= First Battle of Kulab =

The First Battle of Kulab (Arabic: يوم الكلاب الأول, Yawm al-Kulāb al-Awwal) was a major conflict in pre-Islamic Arabia involving the Kingdom of Kinda and various tribes of the Rabi'ah and Tamim tribal confederations. Fought near a spring named Kulab in the Najd region, the battle is a centerpiece of the Ayyam al-Arab (Days of the Arabs) literary tradition, marking the collapse of Kindite hegemony over Central Arabia. Along with Dhi Qar and Shi'b Jabala, it is one of the most famous pre-Islamic battle-days.

== Background ==
Following the death of the Kindite king al-Harith ibn Amr, a succession crisis broke out between his sons, Salama and Shurahbil. Each brother sought to secure the throne by rallying the support of the powerful nomadic tribes that had previously been under Kindite vassalage. The conflict essentially became a Kindite civil war fought by proxy through these tribal alliances.

== Tribal alliances ==
The battle reignited old rivalries, most notably between the Banu Bakr and Banu Taghlib tribes (cousin tribes of the Rabi'ah branch), whose decades-long Basus War had only recently concluded. The two main factions of the war were that of Salama and Shurahbil. Salama was supported by Taghlib, including its Namir branch and elements of the Banu Tamim. Shurahbil was supported by Banu Bakir, other elements of the Banu Tamim, and the Ribab confederation.

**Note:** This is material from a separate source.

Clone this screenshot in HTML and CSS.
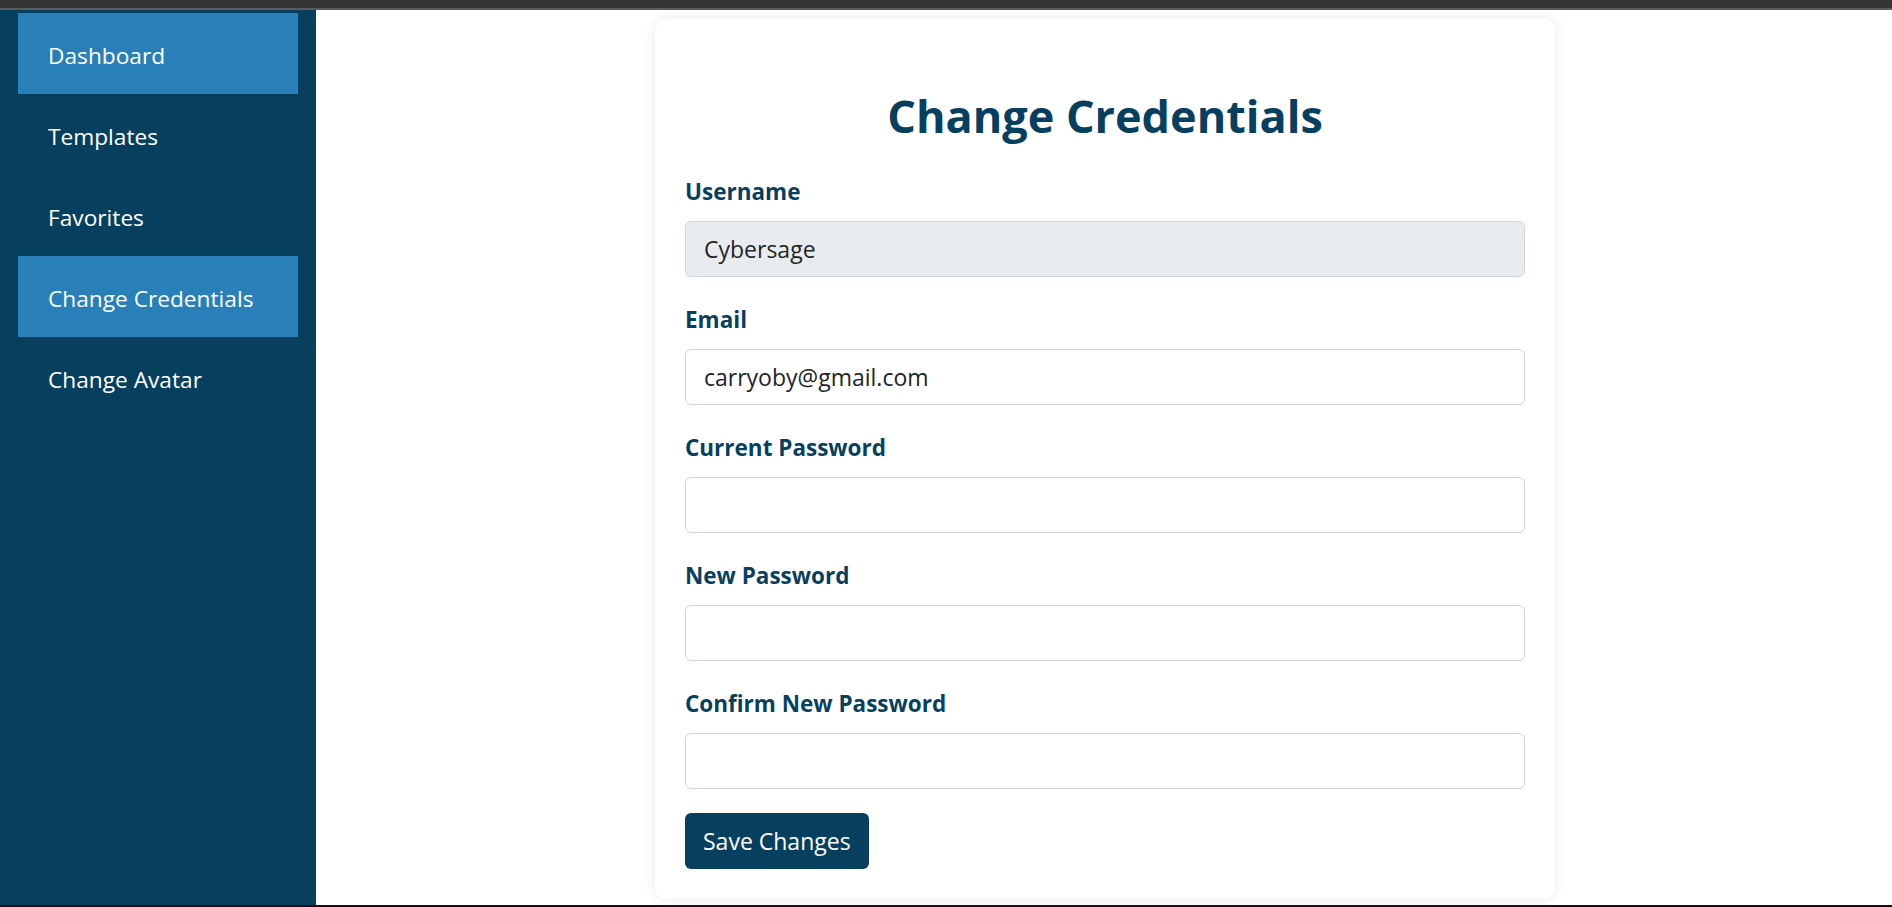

As the battle intensified, the accounts suggest that many of the Tamim contingents deserted both sides, leaving the Bakr (fighting for Shurahbil) and the Taghlib (fighting for Salama) as the primary combatants on the field.

== Outcome ==
The faction led by Salama and the Taghlib achieved a decisive victory. Shurahbil's forces were routed, and the prince himself was killed during the retreat. According to chroniclers, Shurahbil himself was wounded by a Taghlibite named Habib ibn Utba (though, Habib was killed) and ultimately killed by Habib's brother, Abu Hanash. The head of Shurahbil was brought back and presented to Salama, who, seeing it, expressed remorse over the fratricidal conflict.